9/9/11

When We Were Greers, Part XXI

Searching for our Scottish Roots
by Glenn N. Holliman

No, I am not doing a Fed Ex commercial; the truck rolled by as I snapped this picture from my car window in June 2011.  I had just left the Dumfries Heritage Center in Scotland, the building to the left of the truck.  I was on the trail of anything I could find about the Grierson and Maxwell families.  


Inside the centre, several young ladies (photo below) assisted me.  The one the left, Joan Stoddard, told me stories of the Convenanter Controversy (a mild term for a religious war) of the middle to late 1600s.
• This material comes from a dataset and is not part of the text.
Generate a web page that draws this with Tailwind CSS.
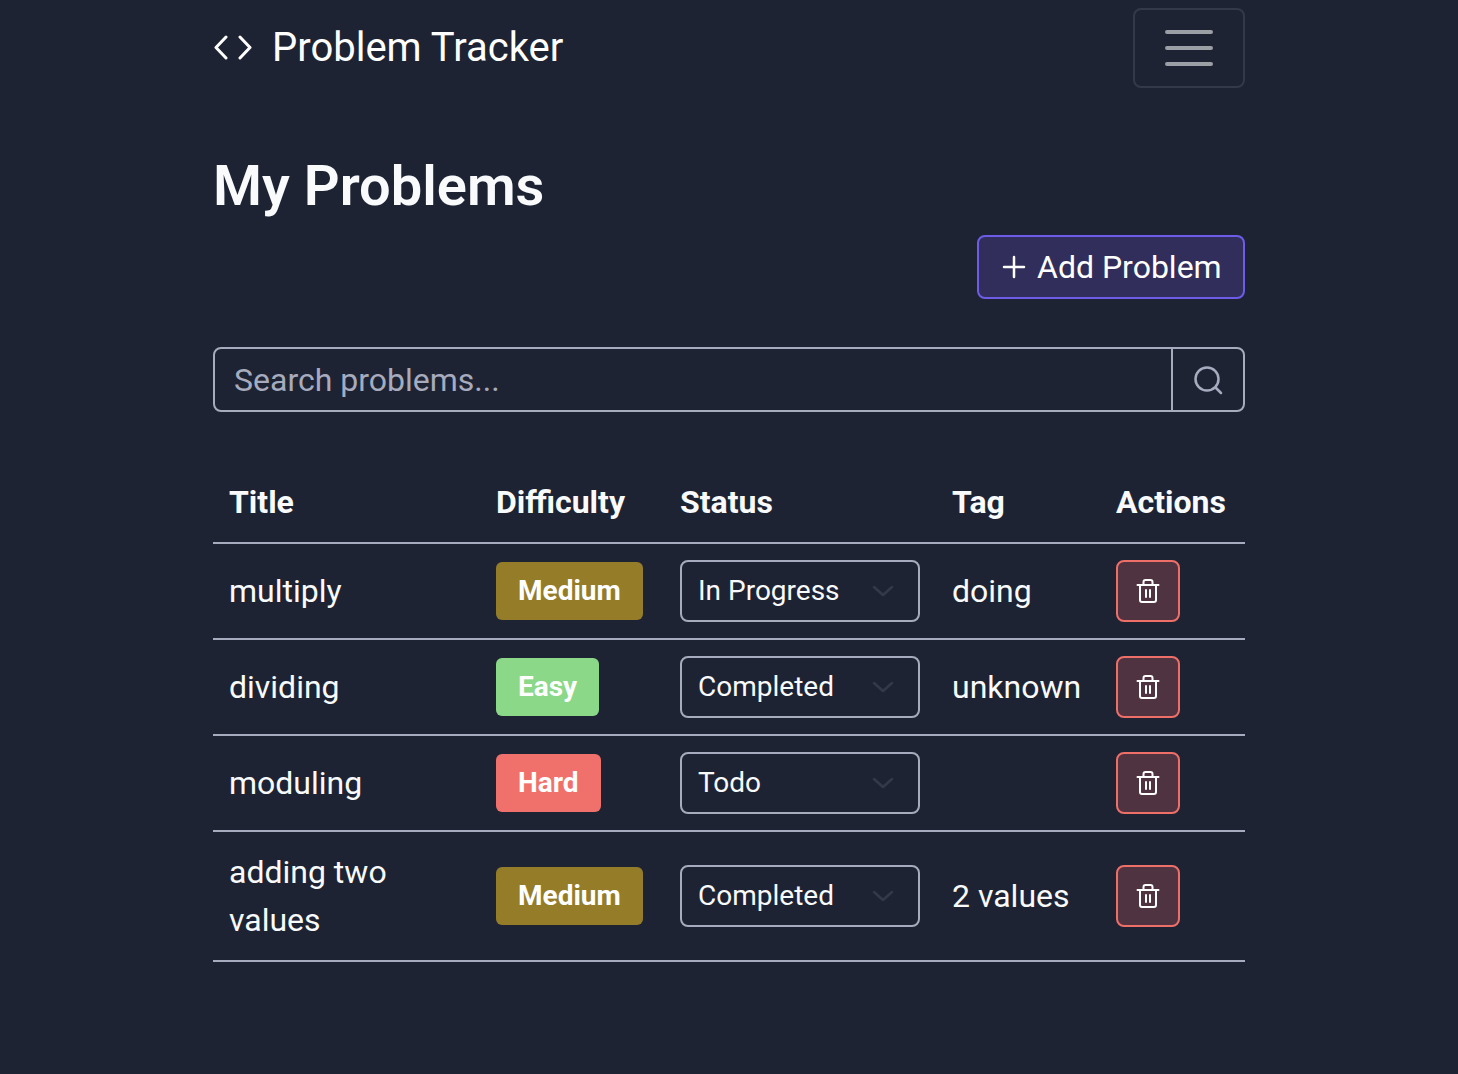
<!DOCTYPE html>
<html lang="en">
<head>
<meta charset="utf-8">
<title>Problem Tracker</title>
<script src="https://cdn.jsdelivr.net/npm/@tailwindcss/browser@4"></script>
</head>
<body class="bg-[#1e2334] text-[#f8fafc] font-['Roboto',sans-serif] min-h-[1074px]">
<div class="w-[1032px] ml-[213px]">
  <nav class="flex items-center justify-between pt-2 h-[88px]">
    <a class="flex items-center gap-[20px] text-[40px] leading-[48px] text-white">
      <svg class="w-[38px] h-[30px] ml-[1px]" viewBox="0 0 38 30" fill="none" stroke="currentColor" stroke-width="3" stroke-linecap="round" stroke-linejoin="round"><path d="M12 4 2 14.500 12 25M26 4l10 10.500L26 25"/></svg>
      <span>Problem Tracker</span>
    </a>
    <button class="w-[112px] h-[80px] border-2 border-[#343949] rounded-lg flex flex-col items-center justify-center gap-3">
      <span class="block w-12 h-1 rounded-full bg-[#9a9ea5]"></span>
      <span class="block w-12 h-1 rounded-full bg-[#9a9ea5]"></span>
      <span class="block w-12 h-1 rounded-full bg-[#9a9ea5]"></span>
    </button>
  </nav>
  <h1 class="mt-[65px] text-[56px] leading-[67px] font-semibold text-[#f8fafc]">My Problems</h1>
  <div class="flex justify-end mt-[15px]">
    <button class="h-16 w-[268px] border-2 border-[#6c5ce7] bg-[#312e5c] rounded-lg flex items-center pl-[23px] gap-[11px] text-[32px] text-white">
      <svg class="w-6 h-6" viewBox="0 0 24 24" fill="none" stroke="currentColor" stroke-width="2.500" stroke-linecap="round"><path d="M12 2v20M2 12h20"/></svg>
      <span>Add Problem</span>
    </button>
  </div>
  <div class="mt-[48px] h-[65px] flex border-2 border-[#a6abbd] rounded-lg">
    <div class="flex-1 flex items-center pl-[19px] text-[32px] text-[#a6abbd]">Search problems...</div>
    <div class="w-[72px] border-l-2 border-[#a6abbd] flex items-center justify-center text-[#a6abbd]">
      <svg class="w-[32px] h-[32px]" viewBox="0 0 32 32" fill="none" stroke="currentColor" stroke-width="2.500" stroke-linecap="round"><circle cx="15" cy="15" r="11.500"/><path d="m24 24 5 5"/></svg>
    </div>
  </div>
  <table class="mt-[50px] w-[1032px] table-fixed border-collapse text-[32px] leading-[48px]">
    <colgroup><col class="w-[267px]"><col class="w-[184px]"><col class="w-[272px]"><col class="w-[164px]"><col class="w-[145px]"></colgroup>
    <thead>
      <tr class="border-b-2 border-[#a6abbd]">
        <th class="p-4 text-left font-bold">Title</th>
        <th class="p-4 text-left font-bold">Difficulty</th>
        <th class="p-4 text-left font-bold">Status</th>
        <th class="p-4 text-left font-bold">Tag</th>
        <th class="p-4 text-left font-bold">Actions</th>
      </tr>
    </thead>
    <tbody>
      <tr class="border-b-2 border-[#a6abbd]">
        <td class="p-4">multiply</td>
        <td class="p-4"><span class="inline-flex items-center h-[58px] px-[22px] rounded-md bg-[#947c29] text-[28px] font-bold text-white">Medium</span></td>
        <td class="p-4"><div class="w-[240px] h-[62px] border-2 border-[#a6abbd] rounded-lg flex items-center justify-between pl-4 pr-[24px] text-[28px]"><span>In Progress</span><svg class="w-[22px] h-[12px]" viewBox="0 0 22 12" fill="none" stroke="#343949" stroke-width="2.500" stroke-linecap="round" stroke-linejoin="round"><path d="m2 2 9 8 9-8"/></svg></div></td>
        <td class="p-4">doing</td>
        <td class="p-4"><button class="w-16 h-[62px] border-2 border-[#ee6e68] bg-[#4f3340] rounded-lg flex items-center justify-center text-white"><svg class="w-6 h-6" viewBox="0 0 24 24" fill="none" stroke="currentColor" stroke-width="2" stroke-linecap="round" stroke-linejoin="round"><path d="M1.500 6h21M4 6v15a2 2 0 0 0 2 2h12a2 2 0 0 0 2-2V6M7.500 6V3a2 2 0 0 1 2-2h5a2 2 0 0 1 2 2v3M10 11v7M14 11v7"/></svg></button></td>
      </tr>
      <tr class="border-b-2 border-[#a6abbd]">
        <td class="p-4">dividing</td>
        <td class="p-4"><span class="inline-flex items-center h-[58px] px-[22px] rounded-md bg-[#8ad888] text-[28px] font-bold text-white">Easy</span></td>
        <td class="p-4"><div class="w-[240px] h-[62px] border-2 border-[#a6abbd] rounded-lg flex items-center justify-between pl-4 pr-[24px] text-[28px]"><span>Completed</span><svg class="w-[22px] h-[12px]" viewBox="0 0 22 12" fill="none" stroke="#343949" stroke-width="2.500" stroke-linecap="round" stroke-linejoin="round"><path d="m2 2 9 8 9-8"/></svg></div></td>
        <td class="p-4">unknown</td>
        <td class="p-4"><button class="w-16 h-[62px] border-2 border-[#ee6e68] bg-[#4f3340] rounded-lg flex items-center justify-center text-white"><svg class="w-6 h-6" viewBox="0 0 24 24" fill="none" stroke="currentColor" stroke-width="2" stroke-linecap="round" stroke-linejoin="round"><path d="M1.500 6h21M4 6v15a2 2 0 0 0 2 2h12a2 2 0 0 0 2-2V6M7.500 6V3a2 2 0 0 1 2-2h5a2 2 0 0 1 2 2v3M10 11v7M14 11v7"/></svg></button></td>
      </tr>
      <tr class="border-b-2 border-[#a6abbd]">
        <td class="p-4">moduling</td>
        <td class="p-4"><span class="inline-flex items-center h-[58px] px-[22px] rounded-md bg-[#f0716b] text-[28px] font-bold text-white">Hard</span></td>
        <td class="p-4"><div class="w-[240px] h-[62px] border-2 border-[#a6abbd] rounded-lg flex items-center justify-between pl-4 pr-[24px] text-[28px]"><span>Todo</span><svg class="w-[22px] h-[12px]" viewBox="0 0 22 12" fill="none" stroke="#343949" stroke-width="2.500" stroke-linecap="round" stroke-linejoin="round"><path d="m2 2 9 8 9-8"/></svg></div></td>
        <td class="p-4"></td>
        <td class="p-4"><button class="w-16 h-[62px] border-2 border-[#ee6e68] bg-[#4f3340] rounded-lg flex items-center justify-center text-white"><svg class="w-6 h-6" viewBox="0 0 24 24" fill="none" stroke="currentColor" stroke-width="2" stroke-linecap="round" stroke-linejoin="round"><path d="M1.500 6h21M4 6v15a2 2 0 0 0 2 2h12a2 2 0 0 0 2-2V6M7.500 6V3a2 2 0 0 1 2-2h5a2 2 0 0 1 2 2v3M10 11v7M14 11v7"/></svg></button></td>
      </tr>
      <tr class="border-b-2 border-[#a6abbd]">
        <td class="p-4">adding two values</td>
        <td class="p-4"><span class="inline-flex items-center h-[58px] px-[22px] rounded-md bg-[#947c29] text-[28px] font-bold text-white">Medium</span></td>
        <td class="p-4"><div class="w-[240px] h-[62px] border-2 border-[#a6abbd] rounded-lg flex items-center justify-between pl-4 pr-[24px] text-[28px]"><span>Completed</span><svg class="w-[22px] h-[12px]" viewBox="0 0 22 12" fill="none" stroke="#343949" stroke-width="2.500" stroke-linecap="round" stroke-linejoin="round"><path d="m2 2 9 8 9-8"/></svg></div></td>
        <td class="p-4">2 values</td>
        <td class="p-4"><button class="w-16 h-[62px] border-2 border-[#ee6e68] bg-[#4f3340] rounded-lg flex items-center justify-center text-white"><svg class="w-6 h-6" viewBox="0 0 24 24" fill="none" stroke="currentColor" stroke-width="2" stroke-linecap="round" stroke-linejoin="round"><path d="M1.500 6h21M4 6v15a2 2 0 0 0 2 2h12a2 2 0 0 0 2-2V6M7.500 6V3a2 2 0 0 1 2-2h5a2 2 0 0 1 2 2v3M10 11v7M14 11v7"/></svg></button></td>
      </tr>
    </tbody>
  </table>
</div>
</body>
</html>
Numerous anti-Anglican Griersons were captured and transported to Maryland in 1677.

Many Scottish nationalists and Presbyterians objected to being forced to worship according to Anglican Church ritual.  Charles Stuart II had been restored to the throne and, though being born to a Scottish family, he also carried the low I.Q. of the family.  He insisted on quasi-Catholic worship practices.

Enough Scots revolted at this that intermittent religious wars, especially in the Dumfries area, continued for several decades.  It got nasty and numerous persons died for religious reasons, all Christians. Seems very strange today.

Did James Grierson, my 8th great grand father, suffer from this war and was he transported to Maryland as a result?